** Problem statement **
Repeat the entire listing exactly.

** Interface markup and scripts **
--- Begin ---

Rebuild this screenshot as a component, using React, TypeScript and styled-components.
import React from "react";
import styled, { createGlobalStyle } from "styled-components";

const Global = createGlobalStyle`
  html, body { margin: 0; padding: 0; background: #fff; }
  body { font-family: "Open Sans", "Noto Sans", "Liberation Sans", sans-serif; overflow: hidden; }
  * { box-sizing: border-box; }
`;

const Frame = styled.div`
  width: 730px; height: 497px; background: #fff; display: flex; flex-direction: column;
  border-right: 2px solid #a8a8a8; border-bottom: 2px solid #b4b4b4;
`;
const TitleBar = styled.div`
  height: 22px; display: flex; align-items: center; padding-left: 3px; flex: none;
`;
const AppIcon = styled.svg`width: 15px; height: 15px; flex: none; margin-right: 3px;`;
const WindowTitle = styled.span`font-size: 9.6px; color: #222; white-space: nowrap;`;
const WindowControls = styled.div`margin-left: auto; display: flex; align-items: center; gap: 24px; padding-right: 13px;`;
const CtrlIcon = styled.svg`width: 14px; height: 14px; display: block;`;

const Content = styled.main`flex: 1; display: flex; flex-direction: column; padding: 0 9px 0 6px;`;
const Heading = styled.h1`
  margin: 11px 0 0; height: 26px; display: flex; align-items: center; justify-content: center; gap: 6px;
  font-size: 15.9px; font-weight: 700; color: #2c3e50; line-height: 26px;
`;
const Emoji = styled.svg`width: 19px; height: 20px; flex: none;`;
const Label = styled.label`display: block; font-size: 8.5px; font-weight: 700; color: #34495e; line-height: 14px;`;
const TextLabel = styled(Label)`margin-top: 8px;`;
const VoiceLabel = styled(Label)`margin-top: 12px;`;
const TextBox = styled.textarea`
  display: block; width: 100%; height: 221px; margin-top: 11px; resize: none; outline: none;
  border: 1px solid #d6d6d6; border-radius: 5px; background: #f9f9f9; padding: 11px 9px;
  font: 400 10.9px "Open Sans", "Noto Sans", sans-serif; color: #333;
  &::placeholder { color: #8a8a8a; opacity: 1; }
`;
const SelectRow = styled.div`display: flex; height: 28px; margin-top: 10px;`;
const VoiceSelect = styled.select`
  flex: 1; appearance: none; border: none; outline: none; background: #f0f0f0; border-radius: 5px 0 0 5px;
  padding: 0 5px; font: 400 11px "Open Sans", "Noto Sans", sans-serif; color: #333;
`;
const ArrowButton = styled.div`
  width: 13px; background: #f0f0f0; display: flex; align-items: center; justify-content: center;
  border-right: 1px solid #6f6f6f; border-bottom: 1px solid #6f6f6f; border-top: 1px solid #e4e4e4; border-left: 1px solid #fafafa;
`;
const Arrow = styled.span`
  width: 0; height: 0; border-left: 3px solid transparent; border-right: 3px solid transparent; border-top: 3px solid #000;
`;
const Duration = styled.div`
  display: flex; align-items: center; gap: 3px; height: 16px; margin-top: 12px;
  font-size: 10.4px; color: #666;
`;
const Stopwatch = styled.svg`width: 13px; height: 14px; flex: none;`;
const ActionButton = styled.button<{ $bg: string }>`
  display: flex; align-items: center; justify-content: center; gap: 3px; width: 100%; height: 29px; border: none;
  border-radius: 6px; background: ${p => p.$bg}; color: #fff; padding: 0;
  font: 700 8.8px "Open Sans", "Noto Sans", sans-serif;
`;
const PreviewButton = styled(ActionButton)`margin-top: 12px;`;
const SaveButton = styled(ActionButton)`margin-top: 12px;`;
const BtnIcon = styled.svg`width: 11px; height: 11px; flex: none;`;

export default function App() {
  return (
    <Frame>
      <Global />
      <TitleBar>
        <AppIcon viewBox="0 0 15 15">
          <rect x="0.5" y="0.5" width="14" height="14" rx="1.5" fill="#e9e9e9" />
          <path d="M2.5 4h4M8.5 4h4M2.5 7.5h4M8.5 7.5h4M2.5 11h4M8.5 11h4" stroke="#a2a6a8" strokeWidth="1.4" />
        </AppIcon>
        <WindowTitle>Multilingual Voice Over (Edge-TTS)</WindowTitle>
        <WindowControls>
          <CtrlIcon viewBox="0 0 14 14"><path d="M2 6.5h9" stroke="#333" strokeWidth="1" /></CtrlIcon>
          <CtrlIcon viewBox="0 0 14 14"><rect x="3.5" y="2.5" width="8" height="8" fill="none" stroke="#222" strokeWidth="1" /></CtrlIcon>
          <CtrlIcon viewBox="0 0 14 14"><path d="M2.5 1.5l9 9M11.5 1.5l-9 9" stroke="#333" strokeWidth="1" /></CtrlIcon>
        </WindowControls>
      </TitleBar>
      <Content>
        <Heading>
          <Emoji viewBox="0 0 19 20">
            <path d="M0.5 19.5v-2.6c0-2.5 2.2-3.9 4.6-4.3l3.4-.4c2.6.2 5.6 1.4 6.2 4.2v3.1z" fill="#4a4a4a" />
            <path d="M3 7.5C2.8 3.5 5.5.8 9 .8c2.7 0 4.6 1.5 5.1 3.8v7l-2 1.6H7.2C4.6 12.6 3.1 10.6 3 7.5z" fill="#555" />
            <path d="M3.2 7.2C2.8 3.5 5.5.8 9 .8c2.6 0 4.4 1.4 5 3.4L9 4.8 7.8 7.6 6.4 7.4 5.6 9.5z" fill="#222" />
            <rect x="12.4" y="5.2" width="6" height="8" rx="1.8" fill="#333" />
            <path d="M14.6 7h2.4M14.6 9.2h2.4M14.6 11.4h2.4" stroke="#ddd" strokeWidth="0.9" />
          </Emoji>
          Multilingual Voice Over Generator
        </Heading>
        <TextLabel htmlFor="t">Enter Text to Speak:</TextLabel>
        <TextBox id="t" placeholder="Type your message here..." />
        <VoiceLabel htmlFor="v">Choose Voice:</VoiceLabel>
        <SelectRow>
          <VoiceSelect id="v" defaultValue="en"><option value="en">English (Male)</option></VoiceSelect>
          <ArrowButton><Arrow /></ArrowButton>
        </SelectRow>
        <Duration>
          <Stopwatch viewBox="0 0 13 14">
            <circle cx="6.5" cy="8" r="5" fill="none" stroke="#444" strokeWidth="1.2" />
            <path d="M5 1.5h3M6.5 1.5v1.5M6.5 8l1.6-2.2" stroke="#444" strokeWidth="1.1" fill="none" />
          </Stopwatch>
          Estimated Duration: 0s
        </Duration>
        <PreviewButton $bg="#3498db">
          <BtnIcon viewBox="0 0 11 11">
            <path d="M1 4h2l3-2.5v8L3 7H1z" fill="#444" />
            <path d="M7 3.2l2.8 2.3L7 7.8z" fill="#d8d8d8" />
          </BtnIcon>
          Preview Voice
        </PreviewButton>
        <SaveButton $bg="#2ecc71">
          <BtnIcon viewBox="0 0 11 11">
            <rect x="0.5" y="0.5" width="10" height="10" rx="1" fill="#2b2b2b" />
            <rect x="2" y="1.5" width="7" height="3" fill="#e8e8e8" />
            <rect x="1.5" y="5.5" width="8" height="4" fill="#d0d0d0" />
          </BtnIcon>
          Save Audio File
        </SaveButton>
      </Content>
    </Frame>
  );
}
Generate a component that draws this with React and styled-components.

--- End ---

** Response to the exercise **
Rebuild this screenshot as a component, using React, TypeScript and styled-components.
import React from "react";
import styled, { createGlobalStyle } from "styled-components";

const Global = createGlobalStyle`
  html, body { margin: 0; padding: 0; background: #fff; }
  body { font-family: "Open Sans", "Noto Sans", "Liberation Sans", sans-serif; overflow: hidden; }
  * { box-sizing: border-box; }
`;

const Frame = styled.div`
  width: 730px; height: 497px; background: #fff; display: flex; flex-direction: column;
  border-right: 2px solid #a8a8a8; border-bottom: 2px solid #b4b4b4;
`;
const TitleBar = styled.div`
  height: 22px; display: flex; align-items: center; padding-left: 3px; flex: none;
`;
const AppIcon = styled.svg`width: 15px; height: 15px; flex: none; margin-right: 3px;`;
const WindowTitle = styled.span`font-size: 9.6px; color: #222; white-space: nowrap;`;
const WindowControls = styled.div`margin-left: auto; display: flex; align-items: center; gap: 24px; padding-right: 13px;`;
const CtrlIcon = styled.svg`width: 14px; height: 14px; display: block;`;

const Content = styled.main`flex: 1; display: flex; flex-direction: column; padding: 0 9px 0 6px;`;
const Heading = styled.h1`
  margin: 11px 0 0; height: 26px; display: flex; align-items: center; justify-content: center; gap: 6px;
  font-size: 15.9px; font-weight: 700; color: #2c3e50; line-height: 26px;
`;
const Emoji = styled.svg`width: 19px; height: 20px; flex: none;`;
const Label = styled.label`display: block; font-size: 8.5px; font-weight: 700; color: #34495e; line-height: 14px;`;
const TextLabel = styled(Label)`margin-top: 8px;`;
const VoiceLabel = styled(Label)`margin-top: 12px;`;
const TextBox = styled.textarea`
  display: block; width: 100%; height: 221px; margin-top: 11px; resize: none; outline: none;
  border: 1px solid #d6d6d6; border-radius: 5px; background: #f9f9f9; padding: 11px 9px;
  font: 400 10.9px "Open Sans", "Noto Sans", sans-serif; color: #333;
  &::placeholder { color: #8a8a8a; opacity: 1; }
`;
const SelectRow = styled.div`display: flex; height: 28px; margin-top: 10px;`;
const VoiceSelect = styled.select`
  flex: 1; appearance: none; border: none; outline: none; background: #f0f0f0; border-radius: 5px 0 0 5px;
  padding: 0 5px; font: 400 11px "Open Sans", "Noto Sans", sans-serif; color: #333;
`;
const ArrowButton = styled.div`
  width: 13px; background: #f0f0f0; display: flex; align-items: center; justify-content: center;
  border-right: 1px solid #6f6f6f; border-bottom: 1px solid #6f6f6f; border-top: 1px solid #e4e4e4; border-left: 1px solid #fafafa;
`;
const Arrow = styled.span`
  width: 0; height: 0; border-left: 3px solid transparent; border-right: 3px solid transparent; border-top: 3px solid #000;
`;
const Duration = styled.div`
  display: flex; align-items: center; gap: 3px; height: 16px; margin-top: 12px;
  font-size: 10.4px; color: #666;
`;
const Stopwatch = styled.svg`width: 13px; height: 14px; flex: none;`;
const ActionButton = styled.button<{ $bg: string }>`
  display: flex; align-items: center; justify-content: center; gap: 3px; width: 100%; height: 29px; border: none;
  border-radius: 6px; background: ${p => p.$bg}; color: #fff; padding: 0;
  font: 700 8.8px "Open Sans", "Noto Sans", sans-serif;
`;
const PreviewButton = styled(ActionButton)`margin-top: 12px;`;
const SaveButton = styled(ActionButton)`margin-top: 12px;`;
const BtnIcon = styled.svg`width: 11px; height: 11px; flex: none;`;

export default function App() {
  return (
    <Frame>
      <Global />
      <TitleBar>
        <AppIcon viewBox="0 0 15 15">
          <rect x="0.5" y="0.5" width="14" height="14" rx="1.5" fill="#e9e9e9" />
          <path d="M2.5 4h4M8.5 4h4M2.5 7.5h4M8.5 7.5h4M2.5 11h4M8.5 11h4" stroke="#a2a6a8" strokeWidth="1.4" />
        </AppIcon>
        <WindowTitle>Multilingual Voice Over (Edge-TTS)</WindowTitle>
        <WindowControls>
          <CtrlIcon viewBox="0 0 14 14"><path d="M2 6.5h9" stroke="#333" strokeWidth="1" /></CtrlIcon>
          <CtrlIcon viewBox="0 0 14 14"><rect x="3.5" y="2.5" width="8" height="8" fill="none" stroke="#222" strokeWidth="1" /></CtrlIcon>
          <CtrlIcon viewBox="0 0 14 14"><path d="M2.5 1.5l9 9M11.5 1.5l-9 9" stroke="#333" strokeWidth="1" /></CtrlIcon>
        </WindowControls>
      </TitleBar>
      <Content>
        <Heading>
          <Emoji viewBox="0 0 19 20">
            <path d="M0.5 19.5v-2.6c0-2.5 2.2-3.9 4.6-4.3l3.4-.4c2.6.2 5.6 1.4 6.2 4.2v3.1z" fill="#4a4a4a" />
            <path d="M3 7.5C2.8 3.5 5.5.8 9 .8c2.7 0 4.6 1.5 5.1 3.8v7l-2 1.6H7.2C4.6 12.6 3.1 10.6 3 7.5z" fill="#555" />
            <path d="M3.2 7.2C2.8 3.5 5.5.8 9 .8c2.6 0 4.4 1.4 5 3.4L9 4.8 7.8 7.6 6.4 7.4 5.6 9.5z" fill="#222" />
            <rect x="12.4" y="5.2" width="6" height="8" rx="1.8" fill="#333" />
            <path d="M14.6 7h2.4M14.6 9.2h2.4M14.6 11.4h2.4" stroke="#ddd" strokeWidth="0.9" />
          </Emoji>
          Multilingual Voice Over Generator
        </Heading>
        <TextLabel htmlFor="t">Enter Text to Speak:</TextLabel>
        <TextBox id="t" placeholder="Type your message here..." />
        <VoiceLabel htmlFor="v">Choose Voice:</VoiceLabel>
        <SelectRow>
          <VoiceSelect id="v" defaultValue="en"><option value="en">English (Male)</option></VoiceSelect>
          <ArrowButton><Arrow /></ArrowButton>
        </SelectRow>
        <Duration>
          <Stopwatch viewBox="0 0 13 14">
            <circle cx="6.5" cy="8" r="5" fill="none" stroke="#444" strokeWidth="1.2" />
            <path d="M5 1.5h3M6.5 1.5v1.5M6.5 8l1.6-2.2" stroke="#444" strokeWidth="1.1" fill="none" />
          </Stopwatch>
          Estimated Duration: 0s
        </Duration>
        <PreviewButton $bg="#3498db">
          <BtnIcon viewBox="0 0 11 11">
            <path d="M1 4h2l3-2.5v8L3 7H1z" fill="#444" />
            <path d="M7 3.2l2.8 2.3L7 7.8z" fill="#d8d8d8" />
          </BtnIcon>
          Preview Voice
        </PreviewButton>
        <SaveButton $bg="#2ecc71">
          <BtnIcon viewBox="0 0 11 11">
            <rect x="0.5" y="0.5" width="10" height="10" rx="1" fill="#2b2b2b" />
            <rect x="2" y="1.5" width="7" height="3" fill="#e8e8e8" />
            <rect x="1.5" y="5.5" width="8" height="4" fill="#d0d0d0" />
          </BtnIcon>
          Save Audio File
        </SaveButton>
      </Content>
    </Frame>
  );
}
Generate a component that draws this with React and styled-components.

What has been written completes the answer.